NOTE: While we recommend using uv where possible, it can coexist with conda.

More Background

Jupyter Notebooks

  • Jupyter notebooks are interactive documents which contain code, text, results, etc.
  • They have an advantage in easy prototyping and exploration of code/data
    • But they have limitations for production code and reproducibility
    • Learn how to edit direct scripts (e.g., .py or .jl files) as you practice your skills
  • Confusingly, Jupyter notebooks do not require you to use the jupyter or jupyterlab interfaces
    • Many find the VS Code support to be a more convenient interface

Python and Package Management

  • Python is a language and an ecosystem of software packages, and not a single implementation
  • For installing different packages for graphics, datascience, etc. you need to use a package manager.
    • It is notorious for having confusing and conflicting package installations, especially for complicated packages in modern machine learning
  • Reproducibility is a key concern, both for wasting time with broken installations, and easily sharing code with others

Reproducibility Challenges

Given that most modern programming languages are heavily dependent on packages, there are some serious challenges given that package versions may conflict:

= If you download code from someone else, what package versions are required to be able to run the code in its entirely? - If you setup two projects on your own computer, will changes in the installation of one project break the other?

The solution to these problems is to:

  • NEVER use the same installation packages for 2 different projects (i.e., avoid global installations of packages at all costs, and instead use a virtual environment)
  • ALWAYS distribute a full snapshot of all working package versions for your project (i.e., a lock file in Python or R, or a manifest file in Julia). These files should be considered a key part of the source-code since they ensure you can always reproduce your results.

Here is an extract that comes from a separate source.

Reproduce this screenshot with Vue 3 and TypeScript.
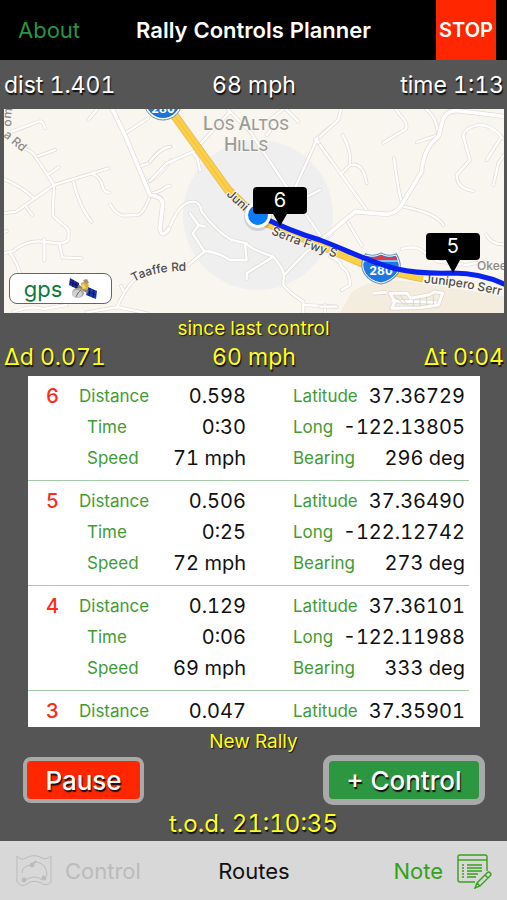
<script setup lang="ts">
interface Reading {
  label: string
  value: string
}

interface ControlPoint {
  id: number
  leg: Reading[]
  position: Reading[]
}

interface MapTile {
  x: number
  roads: string[]
}

const controls: ControlPoint[] = [
  {
    id: 6,
    leg: [
      { label: 'Distance', value: '0.598' },
      { label: 'Time', value: '0:30' },
      { label: 'Speed', value: '71 mph' },
    ],
    position: [
      { label: 'Latitude', value: '37.36729' },
      { label: 'Long', value: '-122.13805' },
      { label: 'Bearing', value: '296 deg' },
    ],
  },
  {
    id: 5,
    leg: [
      { label: 'Distance', value: '0.506' },
      { label: 'Time', value: '0:25' },
      { label: 'Speed', value: '72 mph' },
    ],
    position: [
      { label: 'Latitude', value: '37.36490' },
      { label: 'Long', value: '-122.12742' },
      { label: 'Bearing', value: '273 deg' },
    ],
  },
  {
    id: 4,
    leg: [
      { label: 'Distance', value: '0.129' },
      { label: 'Time', value: '0:06' },
      { label: 'Speed', value: '69 mph' },
    ],
    position: [
      { label: 'Latitude', value: '37.36101' },
      { label: 'Long', value: '-122.11988' },
      { label: 'Bearing', value: '333 deg' },
    ],
  },
  {
    id: 3,
    leg: [{ label: 'Distance', value: '0.047' }],
    position: [{ label: 'Latitude', value: '37.35901' }],
  },
]

// Local streets, drawn at three units per map pixel in tiles placed side by side.
const tiles: MapTile[] = [
  {
    x: 0,
    roads: [
      'M75 132 Q95 138 104 152 L162 240',
      'M115 153 L165 135',
      'M0 326 L48 320 L162 240 L325 190',
      'M100 278 Q60 240 0 218',
      'M78 305 L97 330',
      'M145 208 L177 187',
      'M162 240 L158 330 Q165 340 190 360 Q206 370 206 382 L205 405 Q190 417 175 415 L130 410 Q80 405 40 438 L0 447',
      'M178 415 L187 457 L245 460',
      'M133 402 L133 467',
      'M30 445 Q50 470 60 505',
      'M220 230 Q240 310 275 350',
      'M278 207 Q300 215 308 245 Q312 262 328 263',
      'M330 298 Q350 330 370 332 L415 330 Q435 320 450 272',
      'M330 0 L375 90 L450 270',
      'M372 87 L445 40',
      'M418 185 L445 175 Q480 128 512 125',
      'M440 232 Q475 220 512 165',
      'M265 45 L295 8',
      'M35 80 L115 50 Q130 45 135 70',
      'M402 525 Q370 560 350 610',
      'M260 622 L330 610 L352 606 L440 625',
      'M363 543 L372 560',
      'M40 620 Q100 600 130 612 L200 600',
      'M0 385 L20 378',
    ],
  },
  {
    x: 150,
    roads: [
      'M0 228 L50 175 L130 140 L240 20',
      'M0 268 Q20 262 35 255 Q50 242 60 243',
      'M0 272 Q40 266 38 300 L32 370 Q40 405 62 360 Q90 290 130 290 Q150 290 155 320 Q200 380 245 405 L290 415 Q300 432 370 455 Q400 490 402 510 L400 540 Q420 565 460 590 L460 630',
      'M0 170 Q30 130 60 125',
      'M130 145 L142 160 L150 195',
      'M285 415 L290 465 L240 465 Q200 440 165 438 L115 480',
      'M120 325 L145 360 L165 365',
      'M145 362 L128 385 L160 435',
      'M370 455 L290 505 L290 522',
      'M402 510 L470 440 L545 388',
      'M460 600 L560 605',
      'M525 600 L525 630',
      'M235 15 L300 80 L400 230 L510 390',
      'M500 105 L430 260',
      'M495 105 L545 62',
      'M500 105 L545 170',
      'M460 280 L510 255',
      'M395 0 L445 50',
      'M350 90 L375 60 L360 45 L400 12',
    ],
  },
  {
    x: 320,
    roads: [
      'M0 120 L140 315',
      'M250 305 Q350 325 370 360',
      'M245 290 Q235 260 222 160',
      'M80 345 L125 422',
      'M65 205 L90 180 Q130 170 140 235',
      'M90 175 Q95 140 68 90',
      'M225 8 L240 30 Q265 55 258 72 L190 113',
      'M355 90 L290 112',
      'M355 90 Q350 35 318 12',
      'M0 95 L55 45 L65 5',
      'M548 100 Q520 60 475 60 Q430 70 430 95 L450 165 L410 210 Q410 250 460 258',
      'M545 95 L500 165',
      'M552 150 L535 175 L520 240',
      'M498 388 Q515 420 555 418',
      'M245 432 Q290 420 310 440 L355 470 L440 480 L490 470',
      'M30 455 Q60 465 65 485 Q90 500 90 540 L65 555',
      'M0 605 L50 605',
    ],
  },
]

const mainRoad =
  'M-20 425 L105 320 L200 328 Q230 325 245 300 L305 200 Q310 130 355 95 L370 40 Q385 12 420 18 L560 35'
</script>

<template>
  <div class="app">
    <header class="navbar">
      <a class="about" href="#about">About</a>
      <h1>Rally Controls Planner</h1>
      <button class="stop" type="button">STOP</button>
    </header>

    <main class="content">
      <div class="stats">
        <span>dist 1.401</span>
        <span>68 mph</span>
        <span>time 1:13</span>
      </div>

      <section class="map" aria-label="Map">
        <svg class="map-art" viewBox="4 109 500 204" preserveAspectRatio="xMidYMid slice">
          <defs>
            <path id="label-fwy-a" d="M226 195 L250 217" />
            <path id="label-fwy-b" d="M271 234 Q300 247 350 262" />
            <path id="label-fwy-c" d="M424 283 Q460 285 520 300" />
            <path id="label-taaffe" d="M134 282 Q154 270 194 271" />
            <path id="label-rd" d="M3 136 L28 157" />
            <path id="label-edge" d="M12 126 Q9 118 15 100" />
          </defs>
          <rect x="0" y="105" width="510" height="212" fill="#f9f6ef" />
          <path d="M340 313 L352 292 Q372 277 405 281 L504 296 V313Z" fill="#f3ecdf" />
          <circle cx="258" cy="215" r="75" fill="#eeefee" />

          <g v-for="tile in tiles" :key="tile.x" :transform="`translate(${tile.x} 105) scale(0.33333)`">
            <path v-for="road in tile.roads" :key="road" class="casing" :d="road" />
            <path v-for="road in tile.roads" :key="`${road}-fill`" class="street" :d="road" />
          </g>
          <g transform="translate(0 105) scale(0.33333)">
            <path class="casing wide" d="M335 8 L375 90 L450 270 Q490 275 488 300 L480 370 Q485 402 506 372" />
            <path class="street wide" d="M335 8 L375 90 L450 270 Q490 275 488 300 L480 370 Q485 402 506 372" />
          </g>
          <g transform="translate(320 105) scale(0.33333)">
            <path class="casing wide" :d="mainRoad" />
            <path class="street wide" :d="mainRoad" />
            <g fill="none" stroke="#d9d3c8" stroke-width="13" stroke-linejoin="round">
              <path d="M160 565 L200 562 M210 565 L262 565 L272 580 L325 570 L345 560 L368 565 L355 600 L300 608 L215 610 L225 590Z" />
              <path d="M215 588 L350 592" />
            </g>
            <g fill="none" stroke="#fff" stroke-width="9" stroke-linejoin="round">
              <path d="M160 565 L200 562 M210 565 L262 565 L272 580 L325 570 L345 560 L368 565 L355 600 L300 608 L215 610 L225 590Z" />
              <path d="M215 588 L350 592" />
            </g>
            <path d="M225 575 L255 600 M240 570 L262 600 M280 585 V605 M300 580 V605 M320 575 V602 M340 570 V600" stroke="#d9d3c8" stroke-width="3" />
          </g>

          <g fill="none">
            <path d="M160 100 L172 112 L228 190 L258 219 L325 247 L372 267 L423 278" stroke="#e9bb61" stroke-width="9" stroke-linejoin="round" />
            <path d="M160 100 L172 112 L228 190 L258 219 L325 247 L372 267 L423 278" stroke="#fbd045" stroke-width="7" stroke-linejoin="round" />
            <path d="M160 100 L172 112 L228 190 L258 219" stroke="#f3c03d" stroke-width="1" />
          </g>

          <g class="place" text-anchor="middle">
            <text x="246" y="130"><tspan font-size="18">L</tspan>OS <tspan font-size="18">A</tspan>LTOS</text>
            <text x="246" y="151"><tspan font-size="18">H</tspan>ILLS</text>
          </g>

          <g class="road-name">
            <text><textPath href="#label-fwy-a">Juni</textPath></text>
            <text><textPath href="#label-fwy-b">Serra Fwy S</textPath></text>
            <text><textPath href="#label-fwy-c">Junipero Serr</textPath></text>
            <text><textPath href="#label-taaffe">Taaffe Rd</textPath></text>
            <text class="minor"><textPath href="#label-rd">a Rd</textPath></text>
            <text class="minor"><textPath href="#label-edge">om</textPath></text>
            <text class="minor" x="477" y="270">Okee</text>
          </g>

          <g>
            <circle cx="163" cy="101" r="18" fill="#1b74d8" stroke="#fff" stroke-width="2" />
            <circle cx="163" cy="101" r="19" fill="none" stroke="#6c87a8" stroke-width="1" />
            <text class="shield" x="163" y="113" text-anchor="middle">280</text>
          </g>
          <g>
            <path d="M366 255 Q374 258 381 254 Q388 258 396 255 Q402 266 397 273 Q391 281 381 283 Q370 281 365 273 Q360 265 366 255Z" fill="#1f78df" stroke="#7193bb" stroke-width="3" />
            <path d="M366 255 Q374 258 381 254 Q388 258 396 255 Q402 266 397 273 Q391 281 381 283 Q370 281 365 273 Q360 265 366 255Z" fill="#1f78df" stroke="#fff" stroke-width="1" />
            <path d="M366 256 Q374 259 381 255 Q388 259 396 256 L397 260 H365Z" fill="#d63d4d" />
            <path d="M364 261 H398" stroke="#fff" stroke-width="1" />
            <text class="shield" x="381" y="275" text-anchor="middle">280</text>
          </g>

          <path d="M262 217 Q290 231 320 240 C345 249 368 262 397 269 Q418 274 453 273 Q484 273 510 287" fill="none" stroke="#0a22f0" stroke-width="5" />
          <circle cx="258" cy="217" r="14" fill="#000" opacity="0.12" />
          <circle cx="258" cy="215" r="13" fill="#fff" />
          <circle cx="258" cy="215" r="10" fill="#0a7cf5" />

          <g class="pin">
            <path d="M257 187 H303 Q307 187 307 191 V210 Q307 214 303 214 H287 L280 226 L273 214 H257 Q253 214 253 210 V191 Q253 187 257 187Z" />
            <text x="280" y="207" text-anchor="middle">6</text>
            <path d="M430 233 H476 Q480 233 480 237 V256 Q480 260 476 260 H460 L453 273 L446 260 H430 Q426 260 426 256 V237 Q426 233 430 233Z" />
            <text x="453" y="253" text-anchor="middle">5</text>
          </g>
        </svg>

        <button class="gps" type="button">
          gps
          <svg class="satellite" viewBox="0 0 28 24" aria-hidden="true">
            <path d="M1 1 L10 6 L10 13 L0 8Z" fill="#1c2f9e" />
            <path d="M19 10 L28 14 L27 22 L17 18Z" fill="#173bb0" />
            <path d="M4 3 V10 M7 5 V12 M1 5 L10 9 M21 11 L20 19 M25 13 L24 21 M18 14 L27 18" stroke="#07145c" stroke-width="1" />
            <path d="M9 9 L19 15" stroke="#8b8271" stroke-width="3" />
            <path d="M12 6 L16 4 L20 8 L18 13 L13 12Z" fill="#dfae36" />
            <path d="M14 3 L18 2 L20 6 L17 7Z" fill="#9b9182" />
            <path d="M12 8 L15 7 L17 11 L14 12Z" fill="#f3d36c" />
            <ellipse cx="9" cy="16" rx="6" ry="5" fill="#a8a8a8" />
            <ellipse cx="8" cy="17" rx="5" ry="4" fill="#d0d0d0" />
            <path d="M8 17 L12 13 M7 20 L9 16" stroke="#777" stroke-width="1" />
          </svg>
        </button>
      </section>

      <p class="caption">since last control</p>
      <div class="stats since">
        <span>Δd 0.071</span>
        <span>60 mph</span>
        <span>Δt 0:04</span>
      </div>

      <ul class="controls">
        <li v-for="control in controls" :key="control.id" class="control">
          <strong class="number">{{ control.id }}</strong>
          <dl class="readings leg">
            <div v-for="reading in control.leg" :key="reading.label">
              <dt>{{ reading.label }}</dt>
              <dd>{{ reading.value }}</dd>
            </div>
          </dl>
          <dl class="readings">
            <div v-for="reading in control.position" :key="reading.label">
              <dt>{{ reading.label }}</dt>
              <dd>{{ reading.value }}</dd>
            </div>
          </dl>
        </li>
      </ul>

      <p class="caption rally">New Rally</p>
      <div class="actions">
        <button class="action pause" type="button">Pause</button>
        <button class="action add" type="button">+ Control</button>
      </div>
      <p class="clock">t.o.d. 21:10:35</p>
    </main>

    <footer class="toolbar">
      <button class="tool" type="button" disabled>
        <svg class="map-icon" viewBox="0 0 36 34" fill="none" stroke="currentColor" stroke-width="1" aria-hidden="true">
          <path d="M1 2 Q5 7 10 4 Q17 0 24 3 Q30 7 35 2 V28 Q30 33 25 29 Q17 25 11 30 Q6 34 1 28Z" />
          <path d="M9 26 Q20 20 26 26 M6 19 Q6 12 15 11 M20 8 Q31 9 31 22" />
          <circle cx="16" cy="11" r="2" fill="currentColor" />
          <circle cx="8" cy="26" r="2" fill="currentColor" />
          <circle cx="28" cy="24" r="2" fill="currentColor" />
          <path d="M16 11 L20 7" stroke-width="2" />
        </svg>
        Control
      </button>
      <button class="tool routes" type="button">Routes</button>
      <button class="tool note" type="button">
        Note
        <svg class="note-icon" viewBox="0 0 36 36" fill="none" stroke="currentColor" stroke-width="1.4" aria-hidden="true">
          <path d="M31 18 V4 Q31 2 29 2 H4 Q2 2 2 4 V27 Q2 29 4 29 H19" />
          <path d="M2 7 H31" />
          <path d="M11 12 H26 M11 15 H26 M11 18 H26 M11 21 H22 M11 24 H20" />
          <path d="M6 12 H8 M6 15 H8 M6 18 H8 M6 21 H8 M6 24 H8" />
          <path d="M31 20 Q33 18 34 20 Q36 21 34 23 L24 33 L19 35 L21 30Z M21 30 L24 33 M29 22 L32 25" />
        </svg>
      </button>
    </footer>
  </div>
</template>

<style>
body {
  margin: 0;
  background: #555;
}
</style>

<style scoped>
.app {
  display: flex;
  flex-direction: column;
  height: 100vh;
  background: #555;
  font-family: Inter, 'Liberation Sans', sans-serif;
  font-variant-numeric: tabular-nums;
}

button {
  padding: 0;
  border: 0;
  background: none;
  font: inherit;
  cursor: pointer;
}

p,
ul,
dl,
dd {
  margin: 0;
  padding: 0;
}

.navbar {
  display: grid;
  grid-template-columns: 1fr auto 1fr;
  align-items: center;
  flex: none;
  height: 60px;
  background: #000;
}

.about {
  padding-left: 18px;
  color: #2a9440;
  font-size: 22px;
  text-decoration: none;
}

h1 {
  margin: 0;
  color: #fff;
  font-size: 22px;
  font-weight: 600;
}

.stop {
  justify-self: end;
  align-self: stretch;
  width: 60px;
  margin-right: 11px;
  background: #ff2600;
  color: #fff;
  font-size: 20px;
  font-weight: 600;
}

.content {
  display: flex;
  flex: 1;
  flex-direction: column;
  min-height: 0;
}

.stats {
  display: grid;
  grid-template-columns: 1fr auto 1fr;
  align-items: center;
  flex: none;
  height: 49px;
  padding: 0 3px 0 4px;
  color: #fff;
  font-size: 23px;
  text-shadow: 1px 2px 1px #111;
}

.stats > :last-child {
  text-align: right;
}

.stats.since {
  height: 31px;
  padding-bottom: 4px;
  color: #ffff1a;
}

.map {
  position: relative;
  flex: none;
  height: 204px;
  margin: 0 3px 0 4px;
}

.map-art {
  display: block;
  width: 100%;
  height: 100%;
}

.casing,
.street {
  fill: none;
  stroke-linecap: round;
  stroke-linejoin: round;
}

.casing {
  stroke: #dedbd4;
  stroke-width: 11;
}

.street {
  stroke: #fff;
  stroke-width: 7;
}

.casing.wide {
  stroke-width: 15;
}

.street.wide {
  stroke-width: 11;
}

.place {
  fill: #9b9b9b;
  stroke: #f9f6ef;
  stroke-width: 2px;
  paint-order: stroke;
  font-size: 15px;
  font-weight: 500;
}

.road-name {
  fill: #4c4c4c;
  stroke: #f9f6ef;
  stroke-width: 2px;
  paint-order: stroke;
  font-size: 12px;
  font-weight: 500;
}

.road-name .minor {
  fill: #8a8a8a;
}

.shield {
  fill: #fff;
  font-size: 12px;
  font-weight: 700;
}

.pin {
  fill: #000;
}

.pin text {
  fill: #fff;
  font-size: 20px;
}

.gps {
  position: absolute;
  bottom: 9px;
  left: 5px;
  display: flex;
  align-items: center;
  justify-content: center;
  gap: 7px;
  width: 103px;
  height: 31px;
  border: 1px solid #666;
  border-radius: 8px;
  background: #fff;
  color: #0d7a3b;
  font-size: 22px;
  line-height: 24px;
}

.satellite {
  width: 28px;
  height: 24px;
}

.caption {
  flex: none;
  height: 28px;
  color: #ffff1a;
  font-size: 19px;
  line-height: 32px;
  text-align: center;
  text-shadow: 1px 1px 1px #111;
}

.controls {
  flex: 1;
  min-height: 0;
  margin: 0 27px 0 28px;
  overflow: hidden;
  background: #fff;
  list-style: none;
}

.control {
  display: grid;
  grid-template-columns: 31px 194fr 172fr;
  column-gap: 20px;
  margin-right: 11px;
  padding: 5px 4px 6px 0;
  border-bottom: 1px solid #a3cbaa;
  line-height: 31px;
}

.control:last-child {
  padding-bottom: 0;
  border-bottom: 0;
}

.number {
  color: #ff2a1a;
  font-size: 20px;
  font-weight: 500;
  text-align: right;
}

.readings > div {
  display: flex;
  justify-content: space-between;
}

.leg {
  margin-right: 27px;
}

.leg > div:not(:first-child) {
  padding-left: 8px;
}

dt {
  color: #3f9c33;
  font-size: 17px;
}

dd {
  color: #111;
  font-size: 20px;
}

.rally {
  line-height: 30px;
}

.actions {
  display: flex;
  align-items: center;
  justify-content: space-between;
  flex: none;
  height: 50px;
  padding: 0 22px 0 23px;
}

.action {
  box-sizing: border-box;
  height: 46px;
  border: 4px solid #a9a9a9;
  border-radius: 8px;
  color: #fff;
  font-size: 26px;
  font-weight: 500;
  text-shadow: 1px 2px 1px #111;
}

.pause {
  width: 121px;
  background: #ff2600;
}

.add {
  width: 162px;
  height: 50px;
  border-width: 6px;
  border-radius: 10px;
  background: #2d9640;
}

.clock {
  flex: none;
  height: 36px;
  color: #ffff1a;
  font-size: 24px;
  line-height: 38px;
  text-align: center;
  text-shadow: 1px 2px 1px #111;
}

.toolbar {
  display: grid;
  grid-template-columns: 1fr auto 1fr;
  align-items: center;
  flex: none;
  height: 59px;
  padding: 0 15px 0 16px;
  background: #d8d8d8;
}

.tool {
  display: flex;
  align-items: center;
  gap: 13px;
  color: #bbb;
  font-size: 22px;
}

.tool.routes {
  color: #111;
}

.tool.note {
  justify-self: end;
  color: #36a01b;
}

.map-icon {
  width: 36px;
  height: 34px;
}

.note-icon {
  width: 36px;
  height: 36px;
}
</style>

Some languages such as Julia and Rust have better package management designed into the language itself, but in Python the key is to have a complete separate installation of the packages and Python itself for each project in what is called a virtual environment.

Virtual Environments

  • Do you really need to worry about these virtual environments?
    • You could get started without them as undergraduate students typically do
    • But at the MA/PhD level the standards of reproducibility are higher, so it is worth the small effort to learn
  • In general, all python installations have the same basic principle for reproducibility
    • Multiple installations of python and packages for different projects
    • If you start a new project, you create a new installation and add relevant packages to isolate from your other projects - which avoids accidentally breaking the code
    • In their various forms, these are called virtual environments in Python
    • Other languages like Julia also setup project-specific environments, but the support is directly built-in
  • The goal: every set of packages is project specific
    • If you setup your computer so that there is no “default” python installation, then you will have the easiest time avoiding conflicts

Python and Virtual Environments

Variations

  • In practice there are two main variations on installing python and a package management/virtual environment system
    1. Use the conda package manager, which is compatible with pip and has many preinstalled packages for data science
      • Previously recommended, but rapidly becoming less popular
    2. Use the newer uv package management system, which is lightning fast and tends to be less intrusive than Anaconda
      • Increasingly recommended, but evolving support with less documentation
  • These can coexist on the same computer - allowing you to use conda where you need it for specific projects
  • While one can manually install python and use the pip package management directly, it requires more expertise and is only done in particular cases such as with cloud computing

It is clear at this point that conda will be replaced by something better, so it is worth investing in more modern systems - if only for the installation speed.

Why is uv winning?

  • Anaconda is often unbearably slow to use, painful to install, and confusing for many users
    • Furthermore, while previously thought to be freely available under a permissive license, the company behind Anaconda has recently started shaking down firms for non-academic usage which is causing uncertainty
    • The conda virtual environment is non-standard and not compatible with other package management systems
    • Conda virtual environments are in a global registry which gets cluttered, rather than the more standard approach of having a project-specific virtual environment in the directory itself.
  • uv has some direct advantages
    • It is very fast, lightweight, and easy to use
    • It is fast to install and update
    • It is compatible with the standard venv virtual environment system, which makes it have less vendor lock-in if (when!) something better comes along
    • It tends to isolate environments better than conda for easier reproducibility
    • It uses the vendor-agnostic pyproject.toml file to provide a list of dependencies rather the conda-specific environment.yml file
  • uv has minimal, and temporary disadvantages
    • While it easier to use than conda, it is still relatively new which could cause problems with particular packages or following instructions
    • There are some packages with complicated binary dependencies (e.g., perhaps some machine learning packages) which are better supported on conda

Will uv become the eventual standard? Perhaps not, but it is far better than conda now, and future package managers are likely to be largely compatible.